On this day in 1914, the first “Movie Palace” opens to the public in New York City.
The Mark Strand Theatre located at Broadway and 47th Street, in the heart of Manhattan’s Theater District, was the creation of Mitchell L. Mark, who began his motion-picture career as a producer but later became an exhibitor. Before 1914, motion-picture exhibitors had generally showcased their offerings behind modest storefronts, dubbed “nickelodeons” after the original Nickelodeon that opened in Pittsburgh in 1905. By contrast, the Mark Strand Theatre--later known simply as the Strand--was the first of the so-called “dream palaces,” called as such for their impressive size and luxuriously appointed interiors. The Strand seated around 3,000 people and boasted a second-floor viewing balcony and (in an architectural innovation at the time) a two-story rotunda where moviegoers could socialize before and after the presentation and during intermission.

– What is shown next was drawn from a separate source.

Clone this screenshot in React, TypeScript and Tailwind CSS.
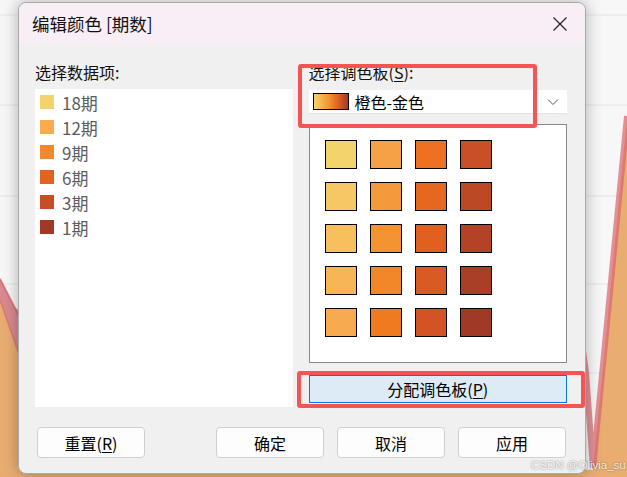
import React from 'react'

const font = { fontFamily: '"Noto Sans CJK SC", "Noto Sans", sans-serif' }

const items = [
  { label: '18期', color: '#f3d36c' },
  { label: '12期', color: '#f8ac4e' },
  { label: '9期', color: '#f4882f' },
  { label: '6期', color: '#e2631f' },
  { label: '3期', color: '#c84c25' },
  { label: '1期', color: '#a03a27' },
]

// column by column, top to bottom
const palette = [
  ['#f3d36b', '#f6c865', '#f8bf5e', '#f8b556', '#f7aa4e'],
  ['#f7a146', '#f59a3c', '#f39332', '#f2872a', '#f07a20'],
  ['#ee7020', '#e6681f', '#e0611f', '#d95a22', '#d35325'],
  ['#c94f26', '#bd4826', '#b34326', '#a83f26', '#a03a27'],
]

function Chart() {
  return (
    <svg className="absolute inset-0" width="627" height="477" viewBox="0 0 627 477">
      <rect width="627" height="477" fill="#f7f7f7" />
      {[15, 105, 196, 284, 373, 462].map((y) => (
        <line key={y} x1="0" x2="627" y1={y} y2={y} stroke="#e4e4e4" strokeWidth="1" />
      ))}
      <polygon points="0,300 300,455 593,470 627,118 627,477 0,477" fill="#e9ad72" />
      <polygon points="0,278 20,318 20,357 0,300" fill="#d98a90" />
      <polyline points="0,279 20,318" fill="none" stroke="#d9646c" strokeWidth="2" opacity="0.7" />
      <polyline points="0,300 20,357" fill="none" stroke="#d9646c" strokeWidth="1.5" opacity="0.6" />
      <polyline
        points="580,330 586,372 593,468 627,116"
        fill="none"
        stroke="#d9646c"
        strokeWidth="6"
        strokeLinejoin="miter"
        opacity="0.7"
      />
    </svg>
  )
}

function Accel({ text, k }: { text: string; k: string }) {
  return (
    <>
      {text}(<span className="underline underline-offset-2 decoration-1">{k}</span>)
    </>
  )
}

function Button({ children }: { children: React.ReactNode }) {
  return (
    <button className="w-[108px] h-[31px] rounded-[4px] border border-[#cfcfcf] bg-[#fdfdfd] text-[16px] leading-none text-black">
      {children}
    </button>
  )
}

export default function App() {
  return (
    <div className="relative w-[627px] h-[477px] overflow-hidden" style={font}>
      <Chart />

      <div className="absolute left-[18px] top-[2px] w-[568px] h-[472px] flex flex-col rounded-[8px] border border-[#a9a9a9] bg-[#f0f0f0] overflow-hidden shadow-[0_0_16px_rgba(0,0,0,0.3)]">
        <div className="h-[42px] shrink-0 flex items-center justify-between bg-[#f7eef6] pr-[17px]">
          <span className="ml-[13px] text-[17.5px] leading-none text-[#111]">编辑颜色 [期数]</span>
          <svg width="16" height="16" viewBox="0 0 16 16">
            <path d="M1.5 1.5 L14.5 14.5 M14.5 1.5 L1.5 14.5" stroke="#222" strokeWidth="1.2" fill="none" />
          </svg>
        </div>

        <div className="flex gap-[16px] pl-[16px] pr-[18px] pt-[17px]">
          <div className="w-[258px] flex flex-col">
            <div className="h-[20px] text-[16px] leading-[20px] text-[#111]">选择数据项:</div>
            <div className="mt-[7px] h-[318px] bg-white pt-[6px] pl-[5px]">
              {items.map((it) => (
                <div key={it.label} className="h-[25px] flex items-start gap-[8px]">
                  <div className="w-[14px] h-[14px] shrink-0" style={{ backgroundColor: it.color }} />
                  <span className="text-[17px] leading-[15px] text-[#5c5c5c]">{it.label}</span>
                </div>
              ))}
            </div>
          </div>

          <div className="w-[259px] flex flex-col">
            <div className="h-[20px] text-[16px] leading-[20px] text-[#111]">
              <Accel text="选择调色板" k="S" />:
            </div>
            <div className="mt-[8px] h-[24px] flex items-center bg-white pl-[4px] pr-[8px] border-b border-[#e2e2e2]">
              <div className="w-[36px] h-[17px] border border-black bg-[linear-gradient(to_right,#f8d26c,#f39332_45%,#d95a22_75%,#a03a27)]" />
              <span className="ml-[6px] text-[16px] leading-none text-black">橙色-金色</span>
              <svg className="ml-auto" width="12" height="8" viewBox="0 0 12 8">
                <path d="M1 1.5 L6 6.5 L11 1.5" stroke="#555" strokeWidth="1" fill="none" />
              </svg>
            </div>
            <div className="mt-[10px] h-[239px] bg-white border border-[#8a8a8a] pt-[15px] pl-[15px]">
              <div className="grid grid-cols-[repeat(4,32px)] grid-rows-[repeat(5,29px)] grid-flow-col gap-[13px]">
                {palette.flat().map((c, i) => (
                  <div key={i} className="border border-black" style={{ backgroundColor: c }} />
                ))}
              </div>
            </div>
            <button className="mt-[12px] h-[28px] bg-[#ddebf7] border border-[#0a78d4] text-[16px] leading-none text-black">
              <Accel text="分配调色板" k="P" />
            </button>
          </div>
        </div>

        <div className="mt-[20px] flex justify-between pl-[18px] pr-[19px]">
          <Button>
            <Accel text="重置" k="R" />
          </Button>
          <div className="flex gap-[13px]">
            <Button>确定</Button>
            <Button>取消</Button>
            <Button>应用</Button>
          </div>
        </div>
      </div>

      <div className="absolute left-[298px] top-[64px] w-[239px] h-[64px] rounded-[3px] border-[4px] border-[#f55454]" />
      <div className="absolute left-[297px] top-[371px] w-[288px] h-[37px] rounded-[3px] border-[4px] border-[#f55454]" />

      <div
        className="absolute left-[531px] top-[460px] whitespace-nowrap text-[11.5px] leading-none text-white/85"
        style={{ fontFamily: '"Liberation Sans", Arial, sans-serif', textShadow: '0 0 2px rgba(0,0,0,0.5)' }}
      >
        CSDN @Olivia_su
      </div>
    </div>
  )
}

On the night before it debuted to the public, the Mark Strand Theatre held its opening-night gala, which the next day’s newspapers called “a sensation” (according to a 1938 retrospective on the Strand published in the New York Times) In addition to the feature presentation that night--The Spoilers, a drama starring William Farnum--the audience was treated to a performance by the Strand’s concert orchestra; The Neapolitan Incident, which the program called “a collaboration of the motion picture and song”; songs by the Strand Quartet; and a Keystone comedy short. By 1916, the number of movie palaces in the United States had topped 21,000. Instead of a program of short films, these theaters would show a full-length feature presentation in order to charge patrons premium prices. The movie-palace boom (and the corresponding demise of the nickelodeons) marked the beginning of the rise of the studio system.